The underpass, which came into existence in April, was meant to cut down travel by 3 km for commuters moving from Kogehalli to Jalahalli.

How waterlogging at Bengalurus new Kodigehalli underpass is affecting commuters
news Civic Thursday, May 09, 2019 - 08:43

The Kodigehalli Railway underpass in Bengaluru, which was meant to ease traffic, has now become a nuisance for commuters. The civic body, the Bruhat Bengaluru Mahanagara Palike has managed to construct an underpass without constructing a storm water drain for rainwater to flow into.

The underpass, which was thrown open the public in April, has flooded every time it has rained in the city, posing a risk to commuters. The downpour on Tuesday evening caused heavy waterlogging, which led to traffic jam and also posed a risk to commuters plying along the path.

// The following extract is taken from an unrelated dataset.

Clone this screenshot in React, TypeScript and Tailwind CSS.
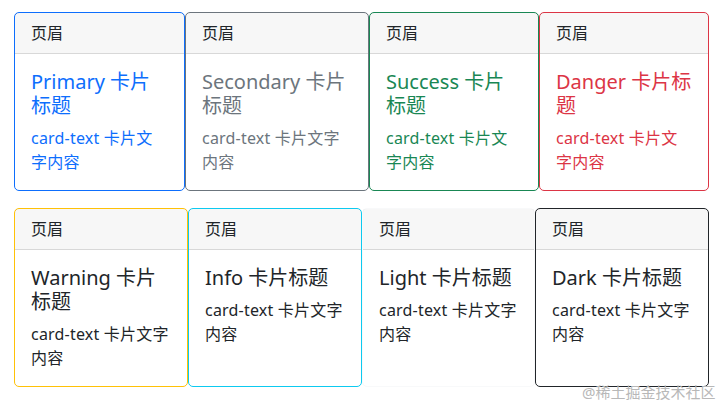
import React from "react";

interface CardProps {
  title: string;
  width: string;
  border: string;
  text: string;
}

const Card: React.FC<CardProps> = ({ title, width, border, text }) => {
  return (
    <div className={`${width} ${border} flex flex-col rounded-[5px] border bg-white`}>
      <div className="border-b border-black/[0.125] bg-black/[0.03] px-4 py-2 leading-6 text-[#212529]">
        页眉
      </div>
      <div className={`${text} flex-1 p-4`}>
        <h5 className="mb-2 text-[20px] leading-6">{title}</h5>
        <p className="leading-6 tracking-[0.2px]">card-text 卡片文字内容</p>
      </div>
    </div>
  );
};

export default function App() {
  return (
    <div
      className="relative h-[410px] w-[727px] bg-white pl-[14px] pt-3 text-base"
      style={{ fontFamily: '"Noto Sans", "Noto Sans CJK SC", sans-serif' }}
    >
      <div className="flex">
        <Card title="Primary 卡片标题" width="w-[171px]" border="border-[#0d6efd]" text="text-[#0d6efd]" />
        <Card title="Secondary 卡片标题" width="w-[184px]" border="border-[#6c757d]" text="text-[#6c757d]" />
        <Card title="Success 卡片标题" width="w-[170px]" border="border-[#198754]" text="text-[#198754]" />
        <Card title="Danger 卡片标题" width="w-[170px]" border="border-[#dc3545]" text="text-[#dc3545]" />
      </div>
      <div className="mt-[17px] flex">
        <Card title="Warning 卡片标题" width="w-[174px]" border="border-[#ffc107]" text="text-[#212529]" />
        <Card title="Info 卡片标题" width="w-[174px]" border="border-[#0dcaf0]" text="text-[#212529]" />
        <Card title="Light 卡片标题" width="w-[173px]" border="border-[#f8f9fa]" text="text-[#212529]" />
        <Card title="Dark 卡片标题" width="w-[174px]" border="border-[#212529]" text="text-[#212529]" />
      </div>
      <div className="absolute left-[582px] top-[381px] text-[15px] text-[#b8b8b8]">@稀土掘金技术社区</div>
    </div>
  );
}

The underpass connects Kodigehalli and Thindlu as well as Vidyaranyapura and Jalahalli. The underpass was meant to cut down travel by 3 km for commuters moving from Kogehalli to Jalahalli.

The 700-meter-long underpass was a joint venture between the BBMP and South-Western Railways. Sanctioned in 2013, it was estimated to be completed in 2015. After a delay of 5 years, the underpass came into existence only in April 2019 at a cost of Rs 19 crore.

On Wednesday, the BBMP brought in water suction pumps to drain out the rainwater, after the heavy downpour on Tuesday night. This process of clearing the water took almost 4 to 5 hours resulting in a traffic jam.

Speaking to TNM, BBMP Joint Commissioner for Yelahanka Zone, Dr Ashok said that two more pits need to be dug to make provisions for storm water drains. “This part of the work has to carried out by the railways and it is pending. But there was a meeting conducted and for now water is being pumped out. Within a month everything will be sorted,” he said.

When asked as to why the public was allowed to use the underpass even though the construction wasn’t completed, Ashok said that the underpass was opened for commute as it would avoid traffic jams.

“I cross the road five to six times every day, there is no functioning drainage system yet. Once it rains, the road is entirely flooded and sewage too mixes with the flood water. It gets jammed during rains. So to avoid that, we need to take a longer route that takes half an hour more. So far it has happened 7-8 times,” said Bhanuprakash, a college student, who uses the underpass regularly.

Residents also complained of traffic bottlenecks during peak hours and lamented about how the lack of storm water drains has aggravated the issue.

“The traffic is horrible during the peak hours and they haven’t even constructed a service road to ease the traffic. Clearly, they have done this only for elections,” said Murali Gopal, a resident of Kodigehalli.

Corroborating Murali’s claims, Salman Raju, a regular two-wheeler commuter says that it is risky for vehicles to ply along the underpass as it is constantly waterlogged.

“Even if it pours a little, the water level is so much that it is impossible to travel especially for two wheelers. It is risky because what if there is some emergency, we are compelled to take the longer route” Salman Raju added.

Besides, residents living near the underpass say that due to the construction work, the sewerage system has been destroyed. Sinha, who lives near the underpass says that the sewage pipes have been damaged. TNM visited Kodigehalli to find that the sewage is dripping into the underpass through the holes in the walls of the underpass. This has led to stench spreading along the path.

 “For any underpass, the construction of a drainage system is a basic necessity. The authorities haven’t provided the most basic provision. It is not just about the traffic, but who knows how deep the water is, what if someone gets stuck? It could lead to major accidents. Moreover, it has officially not been opened, so they must close it till they finish the drainage construction completely. There is absolutely no coordination between the systems, clearly they just produced a structure before the elections to show the public that they are working” he added.